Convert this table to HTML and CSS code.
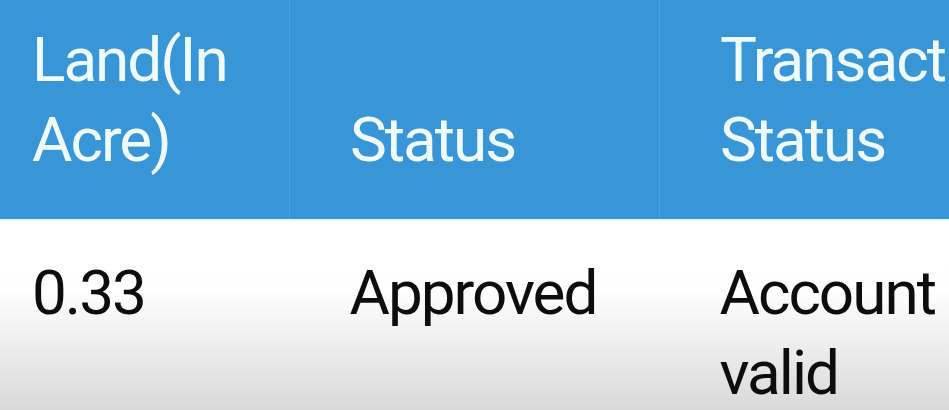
* * *
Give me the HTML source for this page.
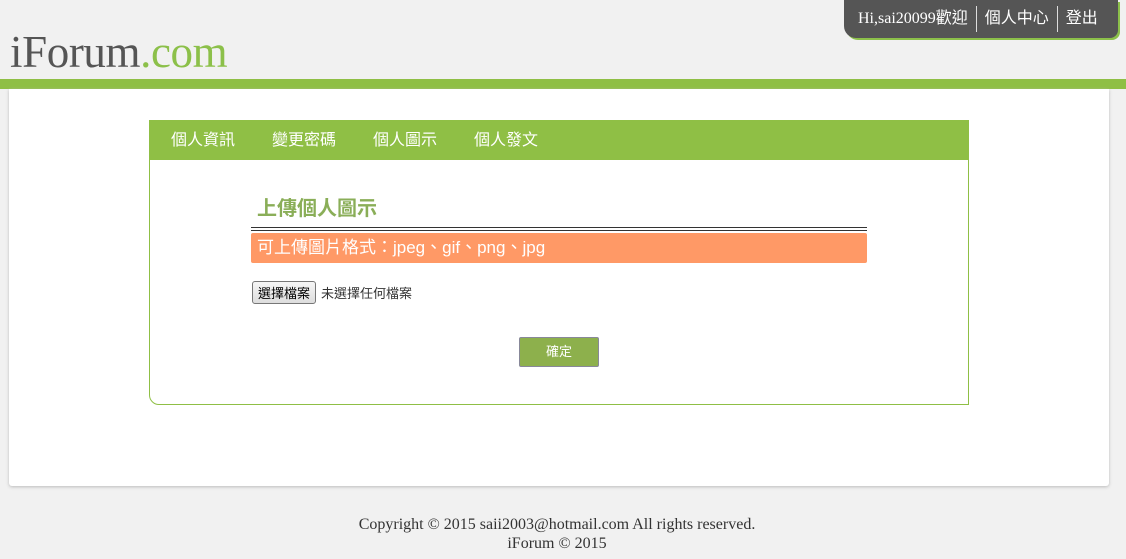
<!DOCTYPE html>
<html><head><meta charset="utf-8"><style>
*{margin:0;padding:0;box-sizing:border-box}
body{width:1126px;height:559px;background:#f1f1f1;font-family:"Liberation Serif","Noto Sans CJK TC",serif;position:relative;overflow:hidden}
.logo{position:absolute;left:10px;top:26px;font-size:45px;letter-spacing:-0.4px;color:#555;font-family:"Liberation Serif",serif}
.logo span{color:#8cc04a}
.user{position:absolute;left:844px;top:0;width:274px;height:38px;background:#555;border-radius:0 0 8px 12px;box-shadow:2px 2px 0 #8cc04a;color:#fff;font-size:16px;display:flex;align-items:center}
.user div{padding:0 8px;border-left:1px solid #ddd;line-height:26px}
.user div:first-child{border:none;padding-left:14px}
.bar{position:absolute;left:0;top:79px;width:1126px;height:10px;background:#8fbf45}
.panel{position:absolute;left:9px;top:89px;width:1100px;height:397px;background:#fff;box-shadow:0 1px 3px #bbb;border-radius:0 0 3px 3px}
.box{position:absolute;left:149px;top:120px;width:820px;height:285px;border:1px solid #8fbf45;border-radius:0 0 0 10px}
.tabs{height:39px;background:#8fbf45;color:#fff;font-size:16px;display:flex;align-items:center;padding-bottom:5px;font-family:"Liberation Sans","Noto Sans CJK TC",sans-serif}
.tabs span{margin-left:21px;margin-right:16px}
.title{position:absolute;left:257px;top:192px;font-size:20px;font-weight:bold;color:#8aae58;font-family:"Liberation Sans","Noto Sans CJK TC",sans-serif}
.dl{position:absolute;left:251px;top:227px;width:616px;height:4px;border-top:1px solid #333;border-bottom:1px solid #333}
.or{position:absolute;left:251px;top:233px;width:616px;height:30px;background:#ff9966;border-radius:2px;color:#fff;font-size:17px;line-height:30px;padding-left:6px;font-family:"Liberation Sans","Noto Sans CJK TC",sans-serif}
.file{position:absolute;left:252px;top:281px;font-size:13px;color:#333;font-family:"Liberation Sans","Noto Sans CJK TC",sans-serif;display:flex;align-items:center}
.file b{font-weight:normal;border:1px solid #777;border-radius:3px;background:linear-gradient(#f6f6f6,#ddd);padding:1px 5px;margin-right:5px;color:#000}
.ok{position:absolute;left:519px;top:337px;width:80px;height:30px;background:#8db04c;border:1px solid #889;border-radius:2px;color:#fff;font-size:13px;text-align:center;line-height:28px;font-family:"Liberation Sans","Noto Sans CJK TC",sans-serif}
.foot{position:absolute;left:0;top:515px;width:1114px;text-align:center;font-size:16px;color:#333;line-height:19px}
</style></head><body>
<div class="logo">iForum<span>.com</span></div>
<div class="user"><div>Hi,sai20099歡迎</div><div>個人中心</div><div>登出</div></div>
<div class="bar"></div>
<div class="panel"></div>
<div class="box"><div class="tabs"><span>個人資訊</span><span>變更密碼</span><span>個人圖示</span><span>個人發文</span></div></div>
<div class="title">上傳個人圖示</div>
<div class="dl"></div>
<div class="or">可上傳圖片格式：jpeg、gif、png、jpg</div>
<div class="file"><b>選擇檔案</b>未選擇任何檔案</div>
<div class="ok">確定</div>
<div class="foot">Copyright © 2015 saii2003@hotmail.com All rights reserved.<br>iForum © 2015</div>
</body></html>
* * *
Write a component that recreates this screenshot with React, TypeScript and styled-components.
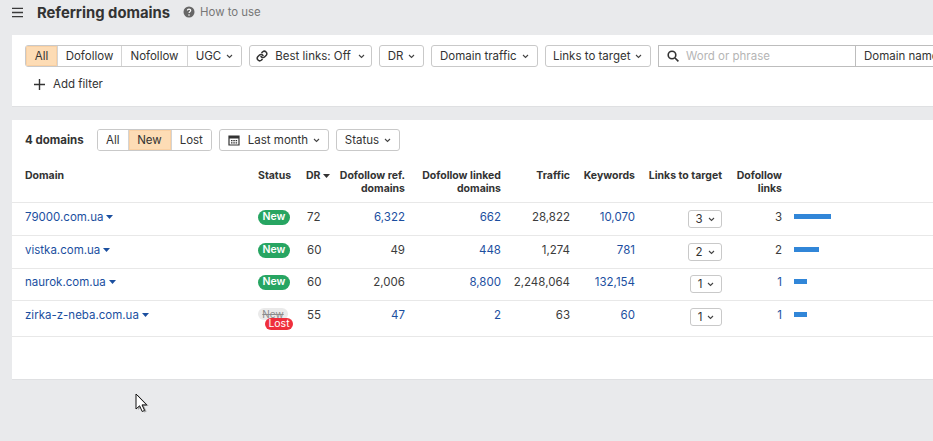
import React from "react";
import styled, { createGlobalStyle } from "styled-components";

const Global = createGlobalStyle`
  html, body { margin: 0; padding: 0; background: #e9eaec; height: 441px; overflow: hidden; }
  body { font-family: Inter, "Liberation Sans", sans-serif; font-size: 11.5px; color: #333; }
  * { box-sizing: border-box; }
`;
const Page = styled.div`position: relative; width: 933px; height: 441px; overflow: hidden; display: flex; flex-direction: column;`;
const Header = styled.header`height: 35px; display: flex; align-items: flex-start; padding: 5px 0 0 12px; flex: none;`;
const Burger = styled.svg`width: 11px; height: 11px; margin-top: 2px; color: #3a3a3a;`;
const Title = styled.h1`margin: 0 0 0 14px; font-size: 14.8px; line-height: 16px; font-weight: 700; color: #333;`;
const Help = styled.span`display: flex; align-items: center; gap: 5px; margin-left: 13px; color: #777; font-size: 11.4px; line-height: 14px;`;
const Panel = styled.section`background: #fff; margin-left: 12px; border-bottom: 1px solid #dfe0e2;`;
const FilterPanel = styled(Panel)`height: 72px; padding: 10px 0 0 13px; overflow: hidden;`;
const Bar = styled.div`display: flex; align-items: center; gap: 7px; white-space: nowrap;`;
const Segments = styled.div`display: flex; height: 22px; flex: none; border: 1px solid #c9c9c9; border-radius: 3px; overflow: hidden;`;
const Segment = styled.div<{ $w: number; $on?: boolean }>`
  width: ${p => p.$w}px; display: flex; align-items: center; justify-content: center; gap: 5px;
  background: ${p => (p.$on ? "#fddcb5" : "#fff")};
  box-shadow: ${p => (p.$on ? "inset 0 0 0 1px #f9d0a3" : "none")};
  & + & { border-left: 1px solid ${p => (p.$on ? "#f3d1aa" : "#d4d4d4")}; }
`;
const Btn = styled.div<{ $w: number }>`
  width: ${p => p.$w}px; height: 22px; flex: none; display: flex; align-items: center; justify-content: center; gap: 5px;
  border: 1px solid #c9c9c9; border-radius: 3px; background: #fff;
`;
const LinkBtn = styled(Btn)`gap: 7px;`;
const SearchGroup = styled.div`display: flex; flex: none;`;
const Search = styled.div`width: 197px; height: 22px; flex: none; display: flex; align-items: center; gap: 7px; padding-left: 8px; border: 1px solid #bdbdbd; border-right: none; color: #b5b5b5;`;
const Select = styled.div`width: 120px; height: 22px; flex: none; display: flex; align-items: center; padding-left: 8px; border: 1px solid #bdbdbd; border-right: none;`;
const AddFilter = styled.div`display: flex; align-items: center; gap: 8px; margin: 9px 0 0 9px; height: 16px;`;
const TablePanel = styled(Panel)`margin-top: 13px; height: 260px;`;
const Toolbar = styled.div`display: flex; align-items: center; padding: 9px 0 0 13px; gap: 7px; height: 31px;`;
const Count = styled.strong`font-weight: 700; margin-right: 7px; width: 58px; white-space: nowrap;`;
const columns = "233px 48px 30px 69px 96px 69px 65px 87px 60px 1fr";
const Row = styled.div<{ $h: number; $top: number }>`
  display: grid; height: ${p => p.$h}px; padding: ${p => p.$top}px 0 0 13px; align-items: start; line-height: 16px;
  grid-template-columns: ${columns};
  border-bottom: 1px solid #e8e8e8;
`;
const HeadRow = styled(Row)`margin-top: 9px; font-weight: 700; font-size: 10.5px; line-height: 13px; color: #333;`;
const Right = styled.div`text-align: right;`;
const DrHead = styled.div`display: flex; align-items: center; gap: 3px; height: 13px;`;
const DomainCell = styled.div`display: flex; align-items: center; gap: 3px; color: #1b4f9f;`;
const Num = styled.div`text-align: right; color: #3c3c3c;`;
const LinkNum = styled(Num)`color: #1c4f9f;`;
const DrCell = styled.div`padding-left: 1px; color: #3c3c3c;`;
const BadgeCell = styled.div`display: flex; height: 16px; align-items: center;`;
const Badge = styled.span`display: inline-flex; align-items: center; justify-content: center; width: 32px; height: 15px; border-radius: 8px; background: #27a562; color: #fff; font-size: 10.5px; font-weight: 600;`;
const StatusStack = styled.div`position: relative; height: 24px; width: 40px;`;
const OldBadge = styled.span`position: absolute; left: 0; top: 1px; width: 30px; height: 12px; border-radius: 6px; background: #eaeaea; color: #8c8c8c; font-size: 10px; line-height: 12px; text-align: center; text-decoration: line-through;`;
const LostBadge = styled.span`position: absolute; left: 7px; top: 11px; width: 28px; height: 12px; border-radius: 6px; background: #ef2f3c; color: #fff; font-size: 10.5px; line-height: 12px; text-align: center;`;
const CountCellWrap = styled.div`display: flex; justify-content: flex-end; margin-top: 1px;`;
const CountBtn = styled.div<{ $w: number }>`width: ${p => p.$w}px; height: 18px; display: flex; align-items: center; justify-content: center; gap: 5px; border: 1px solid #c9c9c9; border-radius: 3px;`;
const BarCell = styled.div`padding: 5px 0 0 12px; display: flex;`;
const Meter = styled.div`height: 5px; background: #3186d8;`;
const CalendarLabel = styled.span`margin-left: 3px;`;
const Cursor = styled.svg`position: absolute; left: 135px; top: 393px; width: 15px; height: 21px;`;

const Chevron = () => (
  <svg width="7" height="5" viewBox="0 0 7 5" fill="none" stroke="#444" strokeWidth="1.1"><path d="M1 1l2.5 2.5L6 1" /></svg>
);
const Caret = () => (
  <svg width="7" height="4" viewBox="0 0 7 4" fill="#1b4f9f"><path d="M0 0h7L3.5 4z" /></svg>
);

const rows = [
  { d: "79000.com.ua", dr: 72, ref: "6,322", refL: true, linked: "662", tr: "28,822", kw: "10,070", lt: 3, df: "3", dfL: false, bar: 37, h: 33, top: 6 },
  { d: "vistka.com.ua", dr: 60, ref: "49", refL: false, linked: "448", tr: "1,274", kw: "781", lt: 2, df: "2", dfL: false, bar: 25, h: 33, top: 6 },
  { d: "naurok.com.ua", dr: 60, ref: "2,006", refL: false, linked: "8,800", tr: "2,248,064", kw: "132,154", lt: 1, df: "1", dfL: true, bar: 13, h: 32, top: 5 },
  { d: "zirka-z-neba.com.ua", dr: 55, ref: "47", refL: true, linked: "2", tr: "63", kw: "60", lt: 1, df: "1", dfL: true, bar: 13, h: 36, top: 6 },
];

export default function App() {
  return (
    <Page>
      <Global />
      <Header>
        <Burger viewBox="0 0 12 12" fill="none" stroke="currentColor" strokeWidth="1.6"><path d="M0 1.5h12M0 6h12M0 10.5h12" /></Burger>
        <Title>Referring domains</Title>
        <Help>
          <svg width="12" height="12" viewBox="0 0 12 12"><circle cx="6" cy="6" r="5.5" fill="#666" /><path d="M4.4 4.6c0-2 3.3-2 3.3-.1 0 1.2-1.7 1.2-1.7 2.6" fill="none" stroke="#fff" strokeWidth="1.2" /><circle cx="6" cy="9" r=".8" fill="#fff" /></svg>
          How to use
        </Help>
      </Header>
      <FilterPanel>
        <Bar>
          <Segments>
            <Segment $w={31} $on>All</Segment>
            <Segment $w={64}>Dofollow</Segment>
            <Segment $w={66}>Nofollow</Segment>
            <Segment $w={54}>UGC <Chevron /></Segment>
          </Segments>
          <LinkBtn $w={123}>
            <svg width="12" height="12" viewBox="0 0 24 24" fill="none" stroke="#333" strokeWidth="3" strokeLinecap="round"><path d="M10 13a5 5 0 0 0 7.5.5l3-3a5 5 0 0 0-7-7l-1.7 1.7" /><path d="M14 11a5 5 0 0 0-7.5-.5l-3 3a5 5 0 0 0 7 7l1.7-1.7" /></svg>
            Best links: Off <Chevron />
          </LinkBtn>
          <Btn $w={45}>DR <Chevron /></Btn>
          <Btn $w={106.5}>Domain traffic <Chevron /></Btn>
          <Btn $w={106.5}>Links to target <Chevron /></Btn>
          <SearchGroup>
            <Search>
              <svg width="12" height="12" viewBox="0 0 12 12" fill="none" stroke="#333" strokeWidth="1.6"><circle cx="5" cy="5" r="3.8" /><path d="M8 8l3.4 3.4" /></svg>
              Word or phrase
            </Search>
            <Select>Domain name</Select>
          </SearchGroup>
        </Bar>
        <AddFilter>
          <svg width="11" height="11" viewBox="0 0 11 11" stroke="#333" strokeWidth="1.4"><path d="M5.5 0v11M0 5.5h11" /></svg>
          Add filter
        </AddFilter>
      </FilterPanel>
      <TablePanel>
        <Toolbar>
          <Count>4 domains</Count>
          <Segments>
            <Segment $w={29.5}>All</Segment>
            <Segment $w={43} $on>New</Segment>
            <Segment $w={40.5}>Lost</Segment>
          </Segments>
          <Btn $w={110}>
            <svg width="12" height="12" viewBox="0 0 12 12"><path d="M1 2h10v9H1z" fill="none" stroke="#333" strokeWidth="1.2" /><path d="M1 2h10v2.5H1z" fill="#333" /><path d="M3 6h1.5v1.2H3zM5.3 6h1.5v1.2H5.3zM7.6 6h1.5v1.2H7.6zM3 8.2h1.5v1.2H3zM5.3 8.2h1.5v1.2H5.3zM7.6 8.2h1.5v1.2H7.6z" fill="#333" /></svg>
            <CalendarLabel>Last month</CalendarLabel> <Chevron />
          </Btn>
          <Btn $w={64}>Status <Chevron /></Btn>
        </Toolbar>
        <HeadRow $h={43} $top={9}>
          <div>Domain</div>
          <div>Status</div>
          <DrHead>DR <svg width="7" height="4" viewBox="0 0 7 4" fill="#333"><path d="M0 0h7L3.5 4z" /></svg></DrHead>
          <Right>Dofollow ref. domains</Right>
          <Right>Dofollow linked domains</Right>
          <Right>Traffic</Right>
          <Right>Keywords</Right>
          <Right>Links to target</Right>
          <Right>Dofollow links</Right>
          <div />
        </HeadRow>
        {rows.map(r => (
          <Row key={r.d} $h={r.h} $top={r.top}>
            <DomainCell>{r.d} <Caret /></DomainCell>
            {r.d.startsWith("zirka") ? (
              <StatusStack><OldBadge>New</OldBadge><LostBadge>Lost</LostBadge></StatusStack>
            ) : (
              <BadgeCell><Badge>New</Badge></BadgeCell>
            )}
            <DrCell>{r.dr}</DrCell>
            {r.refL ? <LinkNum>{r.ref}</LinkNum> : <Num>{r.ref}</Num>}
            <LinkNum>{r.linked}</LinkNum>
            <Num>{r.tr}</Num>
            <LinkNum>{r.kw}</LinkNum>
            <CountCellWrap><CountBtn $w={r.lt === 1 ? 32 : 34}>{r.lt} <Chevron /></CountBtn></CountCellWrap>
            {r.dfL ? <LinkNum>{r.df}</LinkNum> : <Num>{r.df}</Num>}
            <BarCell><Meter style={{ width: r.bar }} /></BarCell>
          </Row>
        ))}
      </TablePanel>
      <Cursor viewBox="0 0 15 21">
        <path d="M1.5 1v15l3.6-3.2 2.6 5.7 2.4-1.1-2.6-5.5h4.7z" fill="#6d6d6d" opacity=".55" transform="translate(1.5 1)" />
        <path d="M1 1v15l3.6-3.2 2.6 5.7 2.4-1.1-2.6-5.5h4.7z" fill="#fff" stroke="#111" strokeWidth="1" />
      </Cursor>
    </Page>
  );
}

• [Written instruction]: Copy every line in the entries above that has the string "components" in it.

• [Answer for the task]:
Write a component that recreates this screenshot with React, TypeScript and styled-components.
import styled, { createGlobalStyle } from "styled-components";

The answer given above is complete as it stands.